* _PROBLEM TO SOLVE_: In the data below, locate each line with the word "this" and list it.

--- start ---

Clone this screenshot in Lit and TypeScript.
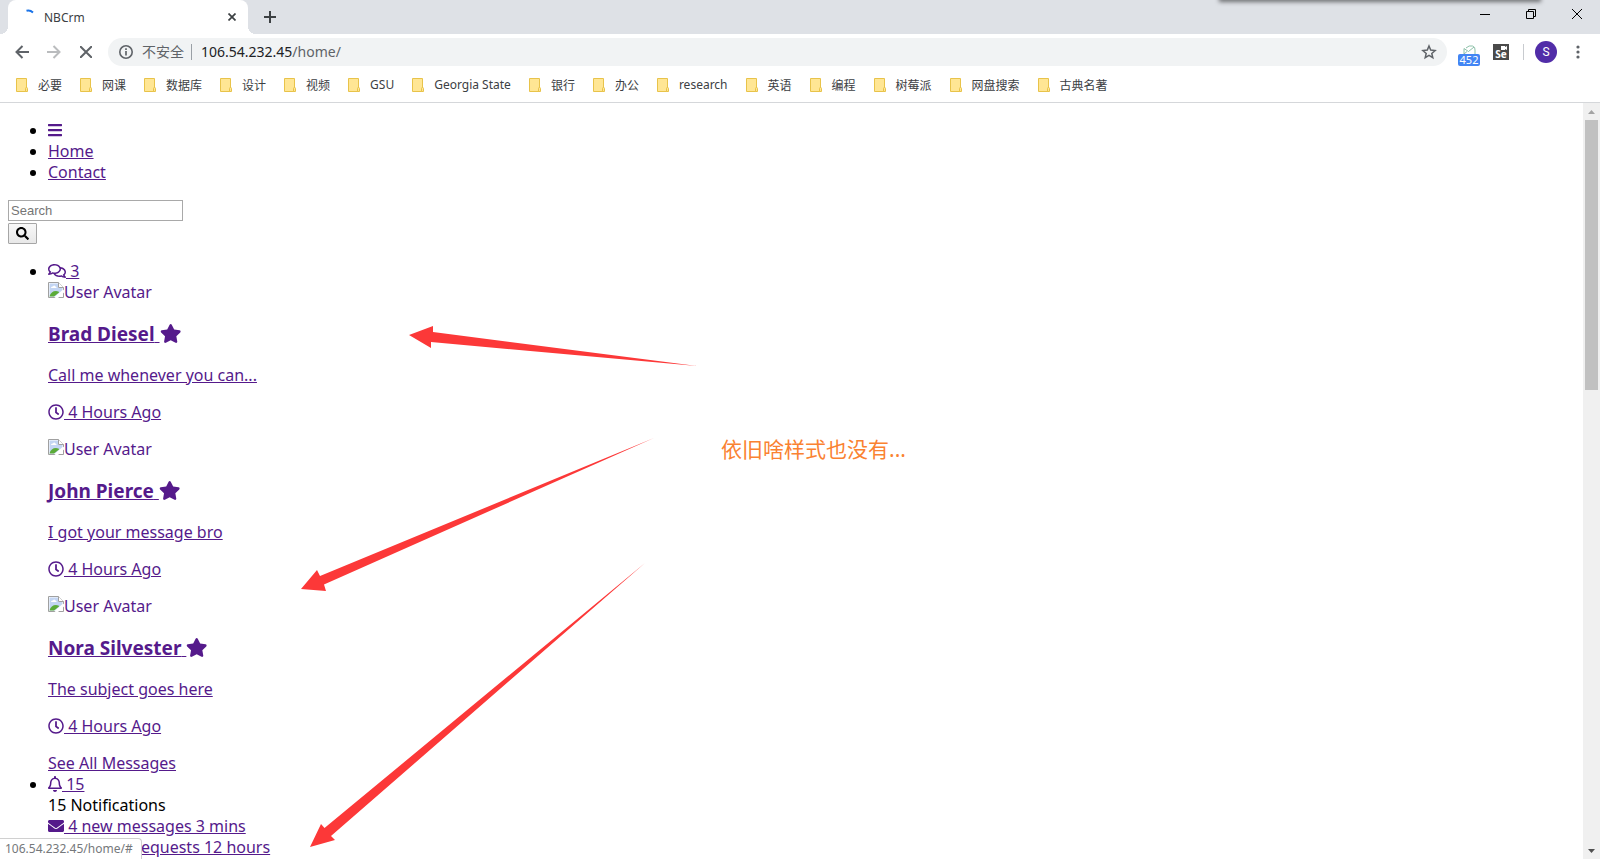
import { LitElement, html, css, svg } from "lit";
import { customElement } from "lit/decorators.js";

const glyph = (w: number, d: string) => svg`
  <svg class="fa" width=${w / 32} height="16" viewBox="0 0 ${w} 512" style="width:${w / 512}em" aria-hidden="true"><path d=${d} /></svg>`;

const FA = {
  bars: glyph(448, "M16 132h416c8.8 0 16-7.2 16-16V76c0-8.8-7.2-16-16-16H16C7.2 60 0 67.2 0 76v40c0 8.8 7.2 16 16 16zm0 160h416c8.8 0 16-7.2 16-16v-40c0-8.8-7.2-16-16-16H16c-8.8 0-16 7.2-16 16v40c0 8.8 7.2 16 16 16zm0 160h416c8.8 0 16-7.2 16-16v-40c0-8.8-7.2-16-16-16H16c-8.8 0-16 7.2-16 16v40c0 8.8 7.2 16 16 16z"),
  search: glyph(512, "M505 442.7L405.3 343c-4.5-4.5-10.6-7-17-7H372c27.6-35.3 44-79.7 44-128C416 93.1 322.9 0 208 0S0 93.1 0 208s93.1 208 208 208c48.3 0 92.7-16.4 128-44v16.3c0 6.4 2.5 12.5 7 17l99.7 99.7c9.4 9.4 24.6 9.4 33.9 0l28.3-28.3c9.4-9.4 9.4-24.6.1-34zM208 336c-70.7 0-128-57.2-128-128 0-70.7 57.2-128 128-128 70.7 0 128 57.2 128 128 0 70.7-57.2 128-128 128z"),
  comments: glyph(576, "M532 386.2c27.5-27.1 44-61.1 44-98.2 0-80-76.5-146.1-176.2-157.9C368.3 72.5 294.3 32 208 32 93.1 32 0 103.6 0 192c0 37 16.5 71 44 98.2-15.3 30.7-37.3 54.5-37.7 54.9-6.3 6.7-8.1 16.5-4.4 25 3.6 8.5 12 14 21.2 14 53.5 0 96.7-20.2 125.2-38.8 9.2 2.1 18.7 3.7 28.4 4.9C208.1 407.6 281.8 448 368 448c20.8 0 40.8-2.4 59.8-6.8C456.3 459.7 499.4 480 553 480c9.2 0 17.5-5.5 21.2-14 3.6-8.5 1.9-18.3-4.4-25-.4-.3-22.5-24.1-37.8-54.8zm-392.8-92.3L122.1 305c-14.1 9.1-28.5 16.3-43.1 21.4 2.7-4.7 5.4-9.7 8-14.8l15.5-31.1L77.7 256C64.2 242.6 48 220.7 48 192c0-60.7 73.3-112 160-112s160 51.3 160 112-73.3 112-160 112c-16.5 0-33-1.9-49-5.6l-19.8-4.5zM498.3 352l-24.7 24.4 15.5 31.1c2.6 5.1 5.3 10.1 8 14.8-14.6-5.1-29-12.3-43.1-21.4l-17.1-11.1-19.9 4.6c-16 3.7-32.5 5.6-49 5.6-54 0-102.2-20.1-131.3-49.7C338 339.5 416 272.9 416 192c0-3.4-.4-6.7-.7-10C479.7 196.5 528 238.8 528 288c0 28.7-16.2 50.6-29.7 64z"),
  star: glyph(576, "M259.3 17.8L194 150.2 47.9 171.5c-26.2 3.8-36.7 36.1-17.7 54.6l105.7 103-25 145.5c-4.5 26.3 23.2 46 46.4 33.7L288 439.6l130.7 68.7c23.2 12.2 50.9-7.4 46.4-33.7l-25-145.5 105.7-103c19-18.5 8.5-50.8-17.7-54.6L382 150.2 316.7 17.8c-11.7-23.6-45.6-23.9-57.4 0z"),
  clock: glyph(512, "M256 8C119 8 8 119 8 256s111 248 248 248 248-111 248-248S393 8 256 8zm0 448c-110.5 0-200-89.5-200-200S145.5 56 256 56s200 89.5 200 200-89.5 200-200 200zm61.8-104.4l-84.9-61.7c-3.1-2.3-4.9-5.9-4.9-9.7V116c0-6.6 5.4-12 12-12h32c6.6 0 12 5.4 12 12v141.7l66.8 48.6c5.4 3.9 6.5 11.4 2.6 16.8L334.6 349c-3.9 5.3-11.4 6.5-16.8 2.6z"),
  bell: glyph(448, "M439.4 362.3c-19.3-20.8-55.5-52-55.5-154.3 0-77.7-54.5-139.9-127.9-155.2V32c0-17.7-14.3-32-32-32s-32 14.3-32 32v20.8C118.6 68.1 64.1 130.3 64.1 208c0 102.3-36.2 133.5-55.5 154.3-6 6.4-8.7 14.1-8.6 21.7.1 16.4 13 32 32.1 32h383.8c19.1 0 32-15.6 32.1-32 .1-7.6-2.6-15.3-8.6-21.7zM67.5 368c21.2-28 44.4-74.3 44.5-159.4 0-.2-.1-.4-.1-.6 0-61.9 50.1-112 112-112s112 50.1 112 112c0 .2-.1.4-.1.6.1 85.1 23.3 131.5 44.5 159.4H67.5zM224 512c35.3 0 64-28.7 64-64H160c0 35.3 28.6 64 64 64z"),
  envelope: glyph(512, "M502.3 190.8c3.9-3.1 9.7-.2 9.7 4.7V400c0 26.5-21.5 48-48 48H48c-26.5 0-48-21.5-48-48V195.6c0-5 5.7-7.8 9.7-4.7 22.4 17.4 52.1 39.5 154.1 113.6 21.1 15.4 56.7 47.8 92.2 47.6 35.7.3 72-32.8 92.3-47.6 102-74.1 131.6-96.3 154-113.7zM256 320c23.2.4 56.6-29.2 73.4-41.4 132.7-96.3 142.8-104.7 173.4-128.7 5.8-4.5 9.2-11.5 9.2-18.9v-19c0-26.5-21.5-48-48-48H48c-26.5 0-48 21.5-48 48v19c0 7.4 3.4 14.3 9.2 18.9 30.6 23.9 40.7 32.4 173.4 128.7 16.8 12.2 50.2 41.8 73.4 41.4z"),
  users: glyph(640, "M96 224c35.3 0 64-28.7 64-64s-28.7-64-64-64-64 28.7-64 64 28.7 64 64 64zm448 0c35.3 0 64-28.7 64-64s-28.7-64-64-64-64 28.7-64 64 28.7 64 64 64zm32 32h-64c-17.6 0-33.5 7.1-45.1 18.6 40.3 22.1 68.9 62 75.1 109.4h66c17.7 0 32-14.3 32-32v-32c0-35.3-28.7-64-64-64zm-256 0c61.9 0 112-50.1 112-112S381.9 32 320 32 208 82.1 208 144s50.1 112 112 112zm76.8 32h-8.3c-20.8 10-43.9 16-68.5 16s-47.6-6-68.5-16h-8.3C179.6 288 128 339.6 128 403.2V432c0 26.5 21.5 48 48 48h288c26.5 0 48-21.5 48-48v-28.8c0-63.6-51.6-115.2-115.2-115.2zM173.1 274.6C161.5 263.1 145.6 256 128 256H64c-35.3 0-64 28.7-64 64v32c0 17.7 14.3 32 32 32h65.9c6.3-47.4 34.9-87.3 75.2-109.4z"),
};

const BOOKMARKS = ["必要", "网课", "数据库", "设计", "视频", "GSU", "Georgia State", "银行", "办公", "research", "英语", "编程", "树莓派", "网盘搜索", "古典名著"];

const MESSAGES = [
  { name: "Brad Diesel", text: "Call me whenever you can..." },
  { name: "John Pierce", text: "I got your message bro" },
  { name: "Nora Silvester", text: "The subject goes here" },
];

@customElement("browser-chrome")
class BrowserChrome extends LitElement {
  static styles = css`
    :host { display: block; flex: none; color: #3c4043; }
    svg { display: block; flex: none; }
    button { border: 0; padding: 0; margin: 0; background: none; font: inherit; color: inherit; display: grid; place-items: center; }
    .strip { display: flex; height: 34px; background: #dee1e6; padding-left: 8px; position: relative; overflow: hidden; }
    .shade { position: absolute; top: -4px; right: 60px; width: 320px; height: 4px; box-shadow: 0 1px 4px 1px rgba(0, 0, 0, 0.5); }
    .tab { position: relative; display: flex; align-items: center; width: 240px; box-sizing: border-box; padding: 0 8px 0 16px; background: #fff; border-radius: 8px 8px 0 0; font-size: 12px; }
    .tab::before, .tab::after { content: ""; position: absolute; bottom: 0; width: 8px; height: 8px; }
    .tab::before { right: 100%; background: radial-gradient(circle at 0 0, transparent 8px, #fff 8px); }
    .tab::after { left: 100%; background: radial-gradient(circle at 100% 0, transparent 8px, #fff 8px); }
    .title { flex: 1; padding-left: 4px; }
    .close { width: 16px; height: 16px; }
    .new { width: 28px; margin-left: 8px; }
    .window { display: flex; margin-left: auto; height: 28px; }
    .window button { width: 46px; }
    .bar { display: flex; align-items: center; height: 36px; padding: 0 12px 0 8px; }
    .nav { width: 28px; height: 28px; margin-right: 4px; }
    .omni { display: flex; align-items: center; flex: 1; min-width: 0; height: 28px; margin-left: 4px; padding: 0 10px; border-radius: 14px; background: #f1f3f4; font-size: 14px; color: #5f6368; }
    .safe { padding: 0 7px 0 8px; border-right: 1px solid #9aa0a6; line-height: 16px; white-space: nowrap; }
    .url { flex: 1; padding-left: 9px; line-height: 28px; }
    .host { color: #202124; }
    .ext { position: relative; place-items: start; width: 24px; height: 28px; margin-left: 10px; }
    .ext svg { margin: 7px 0 0 6px; }
    .count { position: absolute; left: 1px; bottom: 0; width: 22px; height: 12px; border-radius: 2px; background: #4285f4; color: #fff; font-size: 11px; line-height: 12px; text-align: center; }
    .se { display: grid; align-content: end; width: 16px; height: 16px; margin-left: 12px; background: #4a4a4a; color: #fff; font-size: 10px; line-height: 11px; font-weight: 700; position: relative; }
    .se svg { position: absolute; top: 2px; right: 2px; }
    .sep { width: 1px; height: 16px; margin: 0 11px 0 14px; background: #c8cbcf; }
    .avatar { width: 22px; height: 22px; border-radius: 11px; background: #512da8; color: #fff; font: 12px Roboto, sans-serif; }
    .more { width: 20px; height: 28px; margin-left: 11px; }
    .marks { display: flex; gap: 18px; height: 32px; padding-left: 16px; align-items: center; border-bottom: 1px solid #d5d7da; font-size: 12px; }
    .marks a { display: flex; align-items: center; gap: 10px; height: 16px; margin-bottom: 3px; color: inherit; text-decoration: none; white-space: nowrap; }
  `;
  render() {
    return html`
      <div class="strip">
        <div class="shade"></div>
        <div class="tab">
          <svg width="16" height="16" viewBox="0 0 16 16" fill="none"><path d="M2.5 1.8Q6 .8 9 3.4" stroke="#1a73e8" stroke-width="2" /></svg>
          <span class="title">NBCrm</span>
          <button class="close" aria-label="Close tab"><svg width="8" height="8" viewBox="0 0 8 8"><path d="M.5.5l7 7M7.5.5l-7 7" stroke="#3c4043" stroke-width="1.7" /></svg></button>
        </div>
        <button class="new" aria-label="New tab"><svg width="12" height="12" viewBox="0 0 12 12"><path d="M6 0v12M0 6h12" stroke="#3c4043" stroke-width="2" /></svg></button>
        <div class="window">
          <button aria-label="Minimize"><svg width="10" height="10"><path d="M0 5.5h10" stroke="#000" /></svg></button>
          <button aria-label="Restore"><svg width="10" height="10" fill="none" stroke="#000"><path d="M.5 2.5h7v7h-7zM2.5 2.5v-2h7v7h-2" /></svg></button>
          <button aria-label="Close"><svg width="10" height="10"><path d="M0 0l10 10M10 0L0 10" stroke="#000" /></svg></button>
        </div>
      </div>
      <div class="bar">
        <button class="nav" aria-label="Back"><svg width="14" height="14" fill="none" stroke="#5f6368" stroke-width="2"><path d="M14 7H1.5M7.5 1L1.5 7l6 6" /></svg></button>
        <button class="nav" aria-label="Forward"><svg width="14" height="14" fill="none" stroke="#babcbe" stroke-width="2"><path d="M0 7h12.5M6.5 1l6 6-6 6" /></svg></button>
        <button class="nav" aria-label="Stop"><svg width="12" height="12" stroke="#5f6368" stroke-width="2"><path d="M0 0l12 12M12 0L0 12" /></svg></button>
        <div class="omni">
          <svg width="16" height="16" viewBox="0 0 16 16" fill="none" stroke="#5f6368"><circle cx="8" cy="8" r="6.2" stroke-width="1.6" /><path d="M8 7v4.5M8 4.3v1.6" stroke-width="1.7" /></svg>
          <span class="safe">不安全</span>
          <span class="url"><span class="host">106.54.232.45</span>/home/</span>
          <button aria-label="Bookmark this page"><svg width="16" height="16" viewBox="0 0 16 16" fill="none" stroke="#5f6368" stroke-width="1.5"><path d="M8 2l1.7 4.1 4.4.4-3.3 2.9 1 4.3L8 11.4l-3.8 2.3 1-4.3L1.9 6.5l4.400-.4z" /></svg></button>
        </div>
        <button class="ext" aria-label="Mail"><svg width="13" height="10" viewBox="0 0 13 10" fill="none" stroke="#8cc0a8"><path d="M1 9V3.5L5.5 6.5l5.5-4.5M3 3Q6 0 9.5 1q3 1 2.5 4v4M1 9l3-2.5" /></svg><span class="count">452</span></button>
        <button class="se" aria-label="Selenium"><svg width="6" height="4"><path d="M0 0h4v1l2-1v4l-2-1v1H0z" fill="#fff" /></svg>Se</button>
        <span class="sep"></span>
        <button class="avatar" aria-label="Profile">S</button>
        <button class="more" aria-label="Menu"><svg width="4" height="14" fill="#5f6368"><circle cx="2" cy="2" r="1.6" /><circle cx="2" cy="7" r="1.6" /><circle cx="2" cy="12" r="1.6" /></svg></button>
      </div>
      <nav class="marks">
        ${BOOKMARKS.map((b) => html`<a href="#"><svg width="12" height="14" viewBox="0 0 12 14" fill="#ffe694" stroke="#e8c34a"><path d="M.5.5h10v13H.5z" /><path d="M9.5 13.5v-3q0-1 1-1t1 1v3z" /></svg>${b}</a>`)}
      </nav>`;
  }
}

@customElement("crm-page")
class CrmPage extends LitElement {
  static styles = css`
    :host { display: block; padding: 1px 8px 0; font-size: 16px; line-height: 21px; color: #000; }
    a { color: #551a8b; }
    ul { margin: 16px 0; padding-left: 40px; }
    p { margin: 16px 0; }
    h3 { margin: 18px 0; font-size: 19px; line-height: 26px; font-weight: 700; }
    .fa { height: 1em; vertical-align: -2px; fill: currentColor; overflow: visible; }
    form { display: grid; justify-items: start; gap: 2px; padding: 1px 0; }
    input { box-sizing: border-box; width: 175px; height: 21px; padding: 1px 2px; border: 1px solid #a9a9a9; font: 13px "Liberation Sans", sans-serif; }
    input::placeholder { color: #757575; }
    .go { display: grid; place-items: center; width: 29px; height: 21px; padding: 0; border: 1px solid #a6a6a6; border-radius: 1px; background: linear-gradient(#f8f8f8, #e8e8e8); font-size: 13px; color: #000; }
    .broken { display: inline-flex; height: 21px; vertical-align: top; }
  `;
  render() {
    return html`
      <ul>
        <li><a href="#" aria-label="Menu">${FA.bars}</a></li>
        <li><a href="#">Home</a></li>
        <li><a href="#">Contact</a></li>
      </ul>
      <form>
        <input type="search" placeholder="Search" aria-label="Search" />
        <button class="go" type="button" aria-label="Submit search">${FA.search}</button>
      </form>
      <ul>
        <li>
          <a href="#">${FA.comments} 3</a>
          ${MESSAGES.map((m) => html`
            <div>
              <a href="#">
                <span class="broken"><svg width="16" height="16" viewBox="0 0 16 16"><path d="M.5.5h10l5 5v10H.5z" fill="#fff" stroke="#a0a0a0" /><path d="M1.5 1.5h8.5v4.5h4.5v2L7 14.5H1.5z" fill="#c3d5f3" /><path d="M3 6q0-2 2-1.5Q6 2.5 7.5 4.5 9 5 8.5 6z" fill="#fff" /><path d="M1.5 14.5Q3 9 8 9q3 0 3 1.5l-5 4z" fill="#5bab38" /><path d="M10.5.5v5h5" fill="#fff" stroke="#a0a0a0" /><path d="M6.5 16L16 7.5v3L10 16z" fill="#fff" /></svg>User Avatar</span>
                <h3>${m.name} ${FA.star}</h3>
                <p>${m.text}</p>
                <p>${FA.clock} 4 Hours Ago</p>
              </a>
            </div>`)}
          <a href="#">See All Messages</a>
        </li>
        <li>
          <a href="#">${FA.bell} 15</a>
          <div>15 Notifications</div>
          <div><a href="#">${FA.envelope} 4 new messages 3 mins</a></div>
          <div><a href="#">${FA.users} 8 friend requests 12 hours</a></div>
        </li>
      </ul>`;
  }
}

@customElement("app-root")
class AppRoot extends LitElement {
  static styles = css`
    :host { display: flex; flex-direction: column; position: relative; height: 100vh; overflow: hidden; background: #fff; font-family: "Noto Sans", "Noto Sans CJK SC", sans-serif; }
    .view { display: flex; flex: 1; min-height: 0; }
    .page { flex: 1; min-width: 0; overflow: hidden; }
    .scroll { display: flex; flex-direction: column; align-items: center; width: 17px; background: #f0f0f0; }
    .scroll svg { flex: none; }
    .track { flex: 1; width: 13px; }
    .thumb { height: 37.4%; background: #c1c1c1; }
    .status { position: absolute; left: 0; bottom: 0; height: 20px; padding: 0 8px 0 5px; border: 1px solid #d0d0d0; border-width: 1px 1px 0 0; border-radius: 0 4px 0 0; background: #fff; color: #75787b; font-size: 12px; line-height: 20px; }
    .arrows { position: absolute; left: 0; top: 0; pointer-events: none; }
    .note { position: absolute; left: 721px; top: 434px; font-size: 21px; line-height: 30px; color: #fa8231; }
  `;
  render() {
    return html`
      <browser-chrome></browser-chrome>
      <div class="view">
        <div class="page"><crm-page></crm-page></div>
        <div class="scroll">
          <svg width="17" height="17"><path d="M5 11l3.5-4 3.5 4z" fill="#a3a3a3" /></svg>
          <div class="track"><div class="thumb"></div></div>
          <svg width="17" height="17"><path d="M5 7l3.5 4L12 7z" fill="#505050" /></svg>
        </div>
      </div>
      <svg class="arrows" width="720" height="859" viewBox="0 0 720 859" fill="#fc3838">
        <path d="M409 335l24-9v6l264 34L431 342v6z" />
        <path d="M301 589l16-19 3 6 334-138-330 146.5 2 6.5z" />
        <path d="M310 847l11-23 3.5 4L645 563 331 836l4 4z" />
      </svg>
      <div class="note">依旧啥样式也没有...</div>
      <div class="status">106.54.232.45/home/#</div>`;
  }
}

--- end ---

* _ANSWER TO THE PROBLEM_:
Clone this screenshot in Lit and TypeScript.
          <button aria-label="Bookmark this page"><svg width="16" height="16" viewBox="0 0 16 16" fill="none" stroke="#5f6368" stroke-width="1.5"><path d="M8 2l1.7 4.1 4.4.4-3.3 2.9 1 4.3L8 11.4l-3.8 2.3 1-4.3L1.9 6.5l4.400-.4z" /></svg></button>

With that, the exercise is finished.